This week commemorates the one-year anniversary of Elon Musk's acquisition of X, once known as Twitter, which he secured for a staggering $44 billion back in October 2022. To mark this milestone, the company organized an all-hands meeting with its staff, although both Musk and the new CEO, Linda Yaccarino, were notably absent from the headquarters for the event. Instead, the two leaders conferenced in from Austin and New York City respectively.
At the company's San Francisco headquarters, X employees huddled around screens to witness their top executives showering praise on the new features that had emerged on Musk's watch including the ad revenue share program for the creators, video calls in direct messages, improved livestreaming quality and more. The event in San Francisco was catered with sandwiches from upscale food chain Mendocino Farms.
According to a source at X, Musk informed staff that future all-hands meetings would occur quarterly, with the next one relying on X's newly developed video call feature—a decision that is sure to place significant pressure on the engineers tasked with working on the tool. Musk later tweeted that future internal company all-hands meetings would be livestreamed so the public can watch too.
Before the meeting, the staff was sent an email from a shared Musk and Yaccarino account under the name "Elon & Linda," according to a copy of the email viewed by Fortune. The email outlined their vision of building an "everything app" and underscored the team's resilience and determination. It spotlighted their common principles focused on advocating for free expression and their hustle to innovate. The email also outlines the accomplishments of the past year, including infrastructure upgrades, serving half a billion users, and developing numerous new capabilities.
Missing was any mention of the frequent technical glitches that have occurred over the past year, including several outages that prevented users from tweeting, and most famously, a livestreamed "Spaces" event with U.S. Presidential candidate and Florida Governor Ron DeSantis that many users were unable to access and which crashed.

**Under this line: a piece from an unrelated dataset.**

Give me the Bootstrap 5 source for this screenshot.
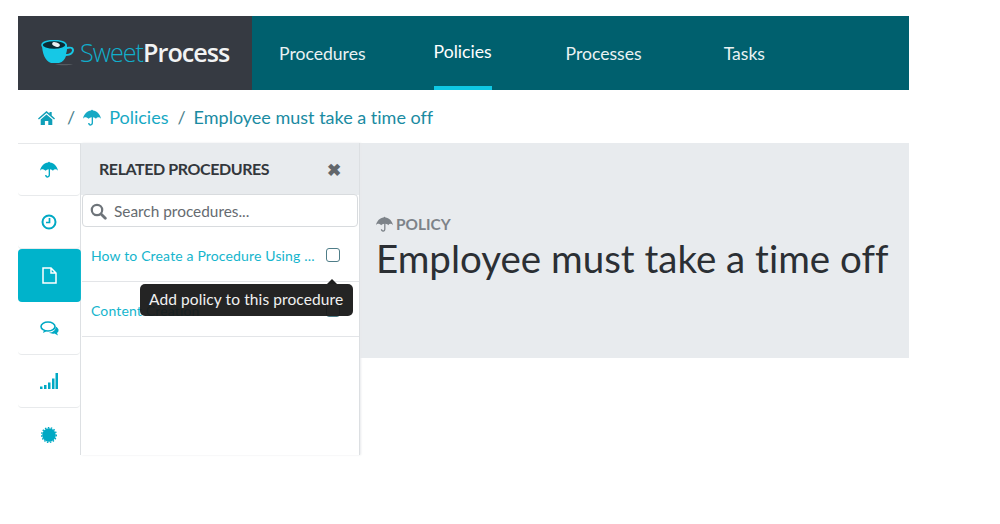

A blog by Yaccarino was published on X's corporate side once the meeting ended that largely repeated the comments in the internal email ( and was briefly deleted before re-uploading).

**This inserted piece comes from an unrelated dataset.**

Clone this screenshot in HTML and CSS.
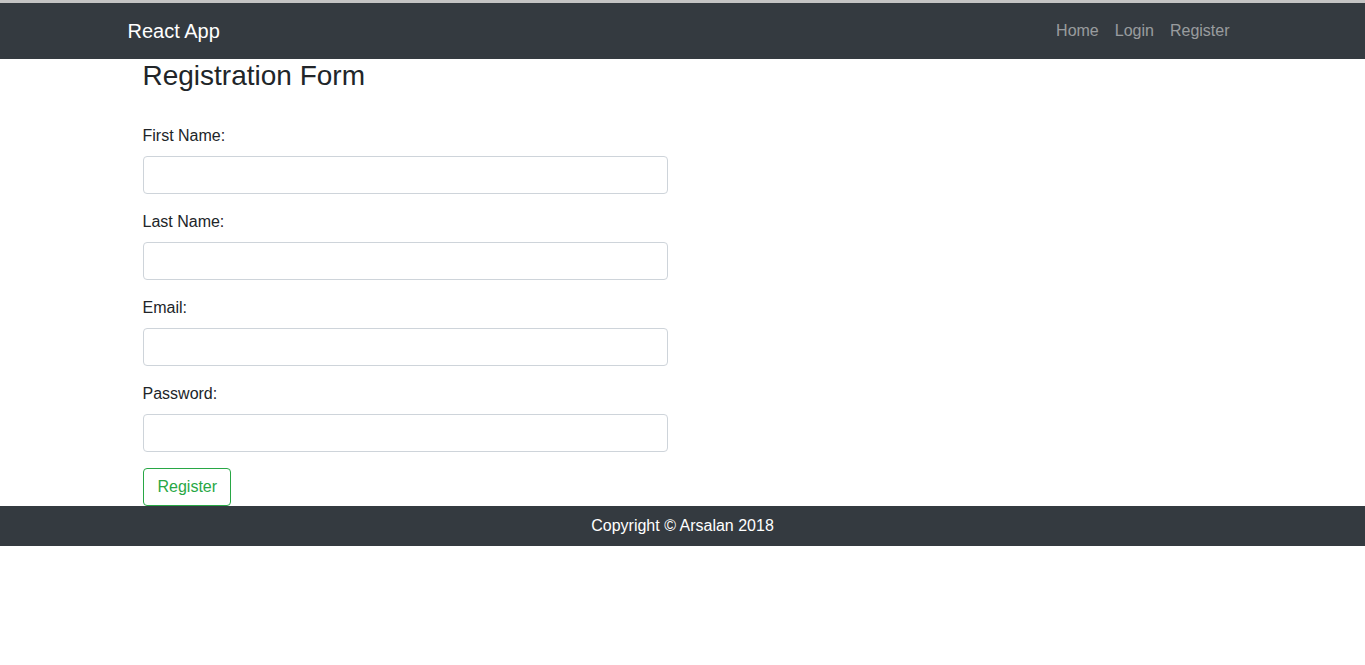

In the internal email, Musk and Yaccarino also stressed a company commitment to safeguarding freedom of expression in tandem with maintaining safety, broadening user functionalities, fostering greater economic prospects for content creators, and establishing X as a townsquare for open dialogue and important discussions. It's worth noting that Musk threatened legal action in July against a group of independent researchers who had conducted studies revealing a rise in hate speech on the platform since the acquisition.
The meeting ended without a Q&A, as promised on X by Musk.